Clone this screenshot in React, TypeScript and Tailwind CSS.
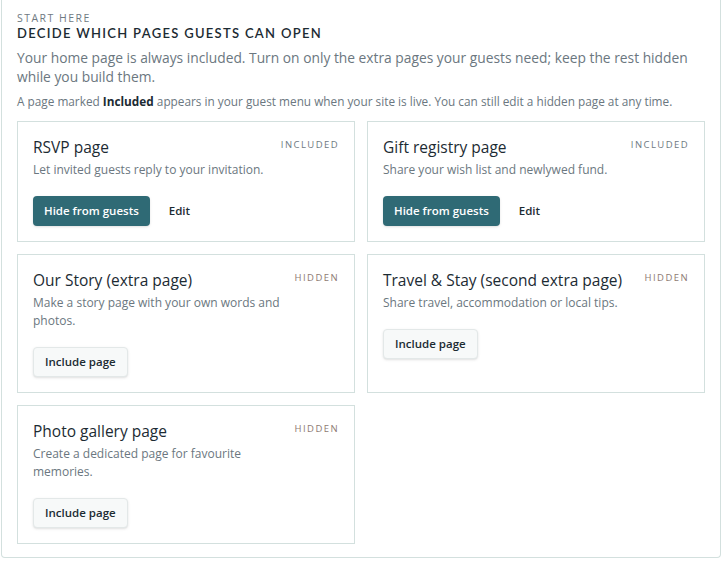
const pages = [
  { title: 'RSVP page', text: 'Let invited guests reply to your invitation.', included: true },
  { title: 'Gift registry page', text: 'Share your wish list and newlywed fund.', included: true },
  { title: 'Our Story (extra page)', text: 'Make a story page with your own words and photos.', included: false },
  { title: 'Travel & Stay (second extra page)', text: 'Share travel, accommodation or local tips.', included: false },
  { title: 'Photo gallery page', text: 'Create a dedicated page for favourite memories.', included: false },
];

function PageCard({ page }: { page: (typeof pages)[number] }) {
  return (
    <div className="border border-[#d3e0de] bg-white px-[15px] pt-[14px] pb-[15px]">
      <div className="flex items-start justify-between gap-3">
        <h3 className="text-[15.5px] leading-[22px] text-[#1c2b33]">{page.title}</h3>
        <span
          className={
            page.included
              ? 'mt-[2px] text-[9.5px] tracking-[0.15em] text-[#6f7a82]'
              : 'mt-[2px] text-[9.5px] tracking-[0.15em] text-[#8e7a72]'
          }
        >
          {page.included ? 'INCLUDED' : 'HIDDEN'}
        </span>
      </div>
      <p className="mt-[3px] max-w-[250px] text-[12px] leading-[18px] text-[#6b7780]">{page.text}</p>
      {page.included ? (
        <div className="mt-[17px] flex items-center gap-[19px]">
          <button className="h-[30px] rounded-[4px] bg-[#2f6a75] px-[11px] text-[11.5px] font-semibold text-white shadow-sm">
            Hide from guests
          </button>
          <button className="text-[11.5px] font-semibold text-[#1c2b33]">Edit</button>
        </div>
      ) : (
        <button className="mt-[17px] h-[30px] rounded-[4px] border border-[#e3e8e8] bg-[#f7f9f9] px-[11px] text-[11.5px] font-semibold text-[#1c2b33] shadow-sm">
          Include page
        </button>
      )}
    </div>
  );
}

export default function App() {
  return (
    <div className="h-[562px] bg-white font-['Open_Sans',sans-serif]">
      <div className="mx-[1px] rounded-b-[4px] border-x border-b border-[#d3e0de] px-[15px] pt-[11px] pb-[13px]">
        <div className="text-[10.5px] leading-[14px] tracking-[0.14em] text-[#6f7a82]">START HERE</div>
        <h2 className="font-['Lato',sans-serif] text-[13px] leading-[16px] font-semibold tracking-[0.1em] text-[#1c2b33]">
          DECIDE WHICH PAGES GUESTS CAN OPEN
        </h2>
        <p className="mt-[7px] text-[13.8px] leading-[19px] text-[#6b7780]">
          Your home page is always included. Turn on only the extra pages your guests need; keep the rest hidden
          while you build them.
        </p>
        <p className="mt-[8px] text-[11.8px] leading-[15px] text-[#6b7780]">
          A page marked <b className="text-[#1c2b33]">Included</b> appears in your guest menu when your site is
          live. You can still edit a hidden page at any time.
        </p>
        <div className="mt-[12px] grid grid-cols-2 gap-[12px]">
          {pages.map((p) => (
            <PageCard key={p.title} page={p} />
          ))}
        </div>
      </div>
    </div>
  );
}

☆ ☆ ☆ ☆ ☆

# [GIVEN INSTRUCTION]
Each line of the data should be quoted exactly, with pictures left out.

# [RESPONSE]
Clone this screenshot in React, TypeScript and Tailwind CSS.
const pages = [
  { title: 'RSVP page', text: 'Let invited guests reply to your invitation.', included: true },
  { title: 'Gift registry page', text: 'Share your wish list and newlywed fund.', included: true },
  { title: 'Our Story (extra page)', text: 'Make a story page with your own words and photos.', included: false },
  { title: 'Travel & Stay (second extra page)', text: 'Share travel, accommodation or local tips.', included: false },
  { title: 'Photo gallery page', text: 'Create a dedicated page for favourite memories.', included: false },
];

function PageCard({ page }: { page: (typeof pages)[number] }) {
  return (
    <div className="border border-[#d3e0de] bg-white px-[15px] pt-[14px] pb-[15px]">
      <div className="flex items-start justify-between gap-3">
        <h3 className="text-[15.5px] leading-[22px] text-[#1c2b33]">{page.title}</h3>
        <span
          className={
            page.included
              ? 'mt-[2px] text-[9.5px] tracking-[0.15em] text-[#6f7a82]'
              : 'mt-[2px] text-[9.5px] tracking-[0.15em] text-[#8e7a72]'
          }
        >
          {page.included ? 'INCLUDED' : 'HIDDEN'}
        </span>
      </div>
      <p className="mt-[3px] max-w-[250px] text-[12px] leading-[18px] text-[#6b7780]">{page.text}</p>
      {page.included ? (
        <div className="mt-[17px] flex items-center gap-[19px]">
          <button className="h-[30px] rounded-[4px] bg-[#2f6a75] px-[11px] text-[11.5px] font-semibold text-white shadow-sm">
            Hide from guests
          </button>
          <button className="text-[11.5px] font-semibold text-[#1c2b33]">Edit</button>
        </div>
      ) : (
        <button className="mt-[17px] h-[30px] rounded-[4px] border border-[#e3e8e8] bg-[#f7f9f9] px-[11px] text-[11.5px] font-semibold text-[#1c2b33] shadow-sm">
          Include page
        </button>
      )}
    </div>
  );
}

export default function App() {
  return (
    <div className="h-[562px] bg-white font-['Open_Sans',sans-serif]">
      <div className="mx-[1px] rounded-b-[4px] border-x border-b border-[#d3e0de] px-[15px] pt-[11px] pb-[13px]">
        <div className="text-[10.5px] leading-[14px] tracking-[0.14em] text-[#6f7a82]">START HERE</div>
        <h2 className="font-['Lato',sans-serif] text-[13px] leading-[16px] font-semibold tracking-[0.1em] text-[#1c2b33]">
          DECIDE WHICH PAGES GUESTS CAN OPEN
        </h2>
        <p className="mt-[7px] text-[13.8px] leading-[19px] text-[#6b7780]">
          Your home page is always included. Turn on only the extra pages your guests need; keep the rest hidden
          while you build them.
        </p>
        <p className="mt-[8px] text-[11.8px] leading-[15px] text-[#6b7780]">
          A page marked <b className="text-[#1c2b33]">Included</b> appears in your guest menu when your site is
          live. You can still edit a hidden page at any time.
        </p>
        <div className="mt-[12px] grid grid-cols-2 gap-[12px]">
          {pages.map((p) => (
            <PageCard key={p.title} page={p} />
          ))}
        </div>
      </div>
    </div>
  );
}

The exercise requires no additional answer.